A IMU é um conjunto de giroscópios, sensores e um processador programável. Sua atribuição inicial é indicar os ângulos
de inclinação da moto nos sentidos lateral e longitudinal. Para executar esta
função a unidade combina as leituras de vários sensores, realiza a integração dos
dados, calcula os ângulos de inclinação e os entrega para a ECU. O processo de
integração pode permitir que os dados sejam modificados para obter vantagens
indevidas e gerou a suspeita que a inteligência da IMU está sendo utilizada
como um processador secundário, com capacidade de capturar informações de
outros sensores e modificar as entradas da ECU para alterar o comportamento da
moto. Na atual regulamentação da MotoGP a IMU é classificada como um “sensor
livre”', significando que fábricas estão liberadas para escolher qual desejam
usar.
O
pacote eletrônico da MotoGP é uma estrutura tipo barramento, ou seja, todos os
sensores distribuídos no equipamento, incluindo a IMU, transmitem as
informações coletadas para a ECU utilizando um canal compartilhado. Esta
arquitetura permite que, além de informar suas próprias medidas, a IMU pode ser
programada para capturar leituras de outros sensores e recalcular as suas
próprias, de modo a fornecer para a ECU números mais alinhados com as
características particulares da moto. Isto talvez explique o crescimento do
valor de mercado dos engenheiros da Magneti Marelli que trabalharam no
desenvolvimento do software da ECU padronizada.
Eventualmente
o procedimento pode ser mais complexo e entrar em uma seara sombria. Existem suspeitas
do uso de uma técnica desenvolvida por hackers para comunicações via internet
chamada “Man-in-the-Middle” (homem no meio, uma referência a um intruso
malicioso que intercepta e altera informações). Como a ECU consulta as
amostragens dos sensores seguindo uma disciplina de “Polling” (sondagem cíclica
de todas as unidades), a IMU pode interceptar a comunicação e alterar o valor
fornecido para um mais adequado para o equipamento.
Isto
está prestes a acabar.
Em
2016 a Dorna, como compensação pela imposição da ECU padronizada, aceitou
congelar as especificações das motos por cinco anos, para garantir o retorno
dos investimentos realizados pelos fabricantes. Uma regra fixa estabeleceu que
nenhuma alteração pode ser realizada, com a exceção de características de
segurança, como foi o caso do banimento das “winglets” (asas) para a temporada
de 2017. A Dorna decidiu limitar as especificações de hardware e software da
IMU para a temporada de 2019. O diretor de tecnologia da MotoGP Corrado
Cecchinelli, durante reuniões conduzidas no GP da França, explicou as razões:
“A principal como de costume é a segurança. Não há como garantir o
funcionamento correto da ECU se houver a possibilidade de as informações
coletadas pelos sensores serem fraudadas ou conterem alterações abusivas. Uma
informação errada para a ECU pode causar acidentes. A IMU é um sensor
importante que, por sua natureza, exige a inclusão de um chip e alguma lógica.

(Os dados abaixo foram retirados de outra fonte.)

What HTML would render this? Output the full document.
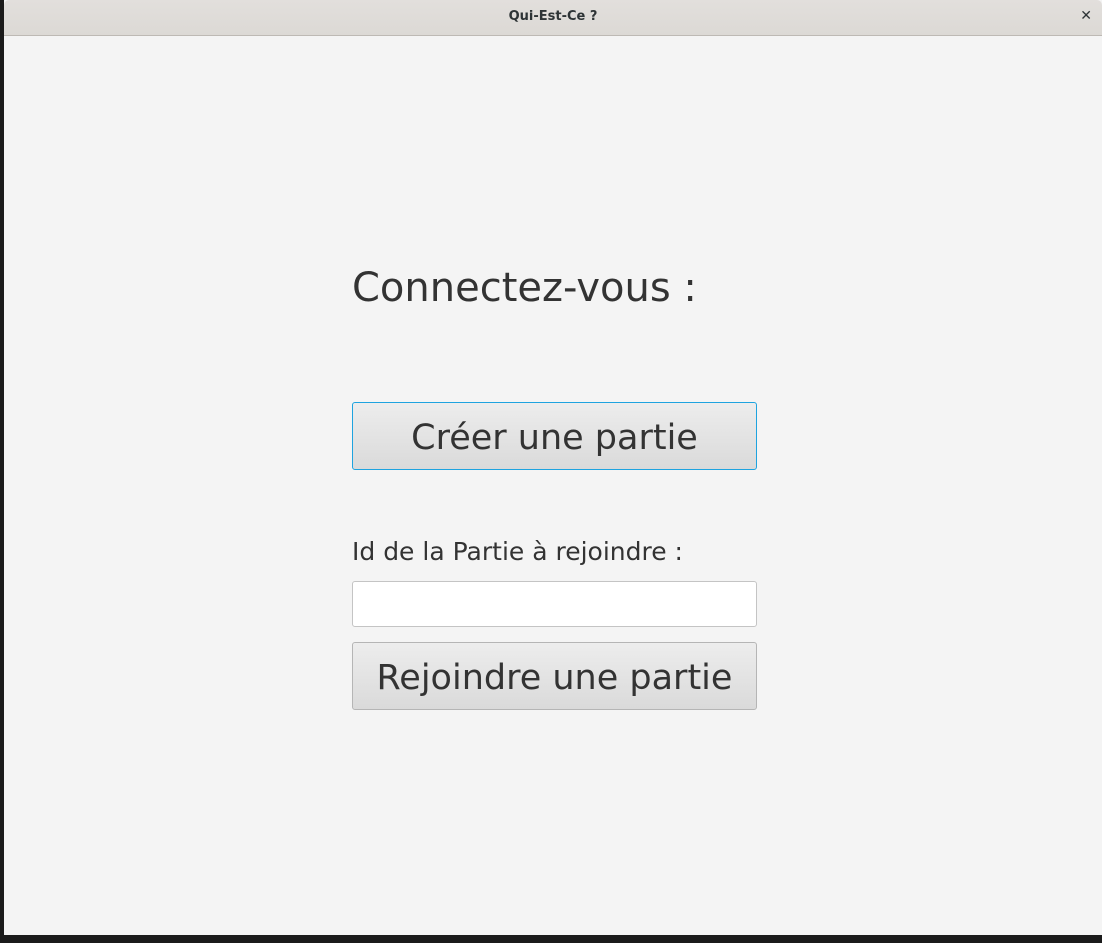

Não há como impedir algum tipo de processamento, então deve ser permitido tudo
o que puder ser controlado. A segunda razão são os custos, como é um sensor
livre a falta de uma especificação única obriga a todos desenvolverem soluções
proprietárias.
A decisão
de estabelecer uma especificação padronizada do hardware e software da IMU é
mais uma medida da Dorna em busca do equilíbrio na MotoGP.